Sunday, January 29, 2017

TEST:\> ADD_AND_SUBTRACT_DATA.EXE
Although, these incomplete copies are completed with mistakes and inaccuracies that occur in the process of making copies. They still have a long way to go. These new incomplete copies are not inert. Therefore, they start to build a new identity with the use of traditions, other objects, miracles, and legends. However, these incomplete copies are still similar to the partial mimicry in the sense that still depends on the first source. Their reliance on the original has not diminished yet. In order to break the link with the original, the incomplete copy needs to copy its incomplete copies more. This will erode and add new qualities to the new incomplete copy. The continuous repetition of this tedious process will break the link with the original. Once they disconnect from the power of the original, these incomplete copies can’t return to their original form anymore. Deleuze explains this aspect using the Catholic Church narrative. “God made man in his image and resemblance. Through sin, however, man lost his resemblance while maintaining the image. We have become simulacra. We have forsaken moral existence in order to enter into aesthetic existence.”[1] In other words, the incomplete copy is the result of this sin. Therefore, the copy cannot be traced back to its original source. Because they are not copies anymore. They are simulacrums of simulacrums. “The copy is an image endowed with resemblance, the simulacrum is an image without resemblance”[2]. Although, the original still forces the copy to look back at its own image, the copy does not do it with nostalgia. Instead it is looking at the original more as a way to see how far away they are from each other, how much the original has been eroded, and how much the copy has increased.[3]  

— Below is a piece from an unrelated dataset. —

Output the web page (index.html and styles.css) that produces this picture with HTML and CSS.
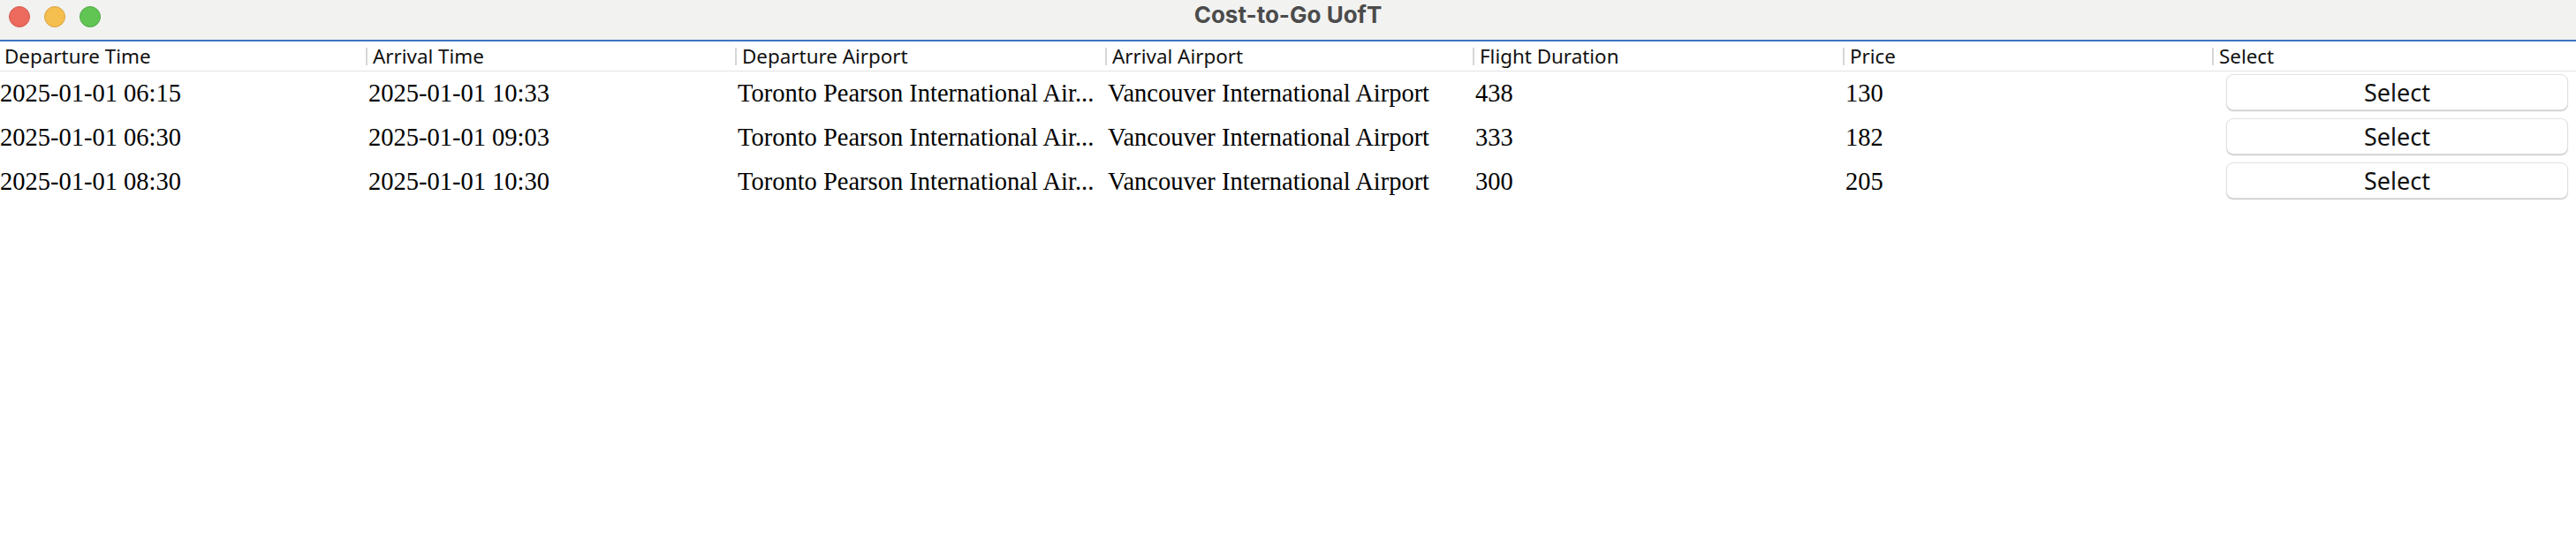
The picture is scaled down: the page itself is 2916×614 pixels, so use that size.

[1] Nelson, Robert S., and Richard Shiff. 1996. Critical terms for art history. Chicago: University of Chicago Press. 33.
[2] Ibid.
[3] During the beginnings of the 20th century silent films were very popular in the US. However, in a research conducted by the library of congress many of these movies did not survived, they calculate that 70% of these films are completely lost. But thanks to the historian and composer Ben Modell, Some of the old films were saved due to what he calls ‘Accidentally Preserved.” He explains that companies in the 30s made copies for the people who wanted to watch it at home. The irony is that those copies had managed to survive the pass of time while the originals have not. Perhaps this is the evidence of how the history of western cultures was built.
Matheson, Whitney. "'Accidentally Preserved': Rare silent films come to DVD." USA Today. January 22, 2014. Accessed February 14, 2017. http://www.usatoday.com/story/popcandy/2014/01/21/silent-films-dvd/4721515/.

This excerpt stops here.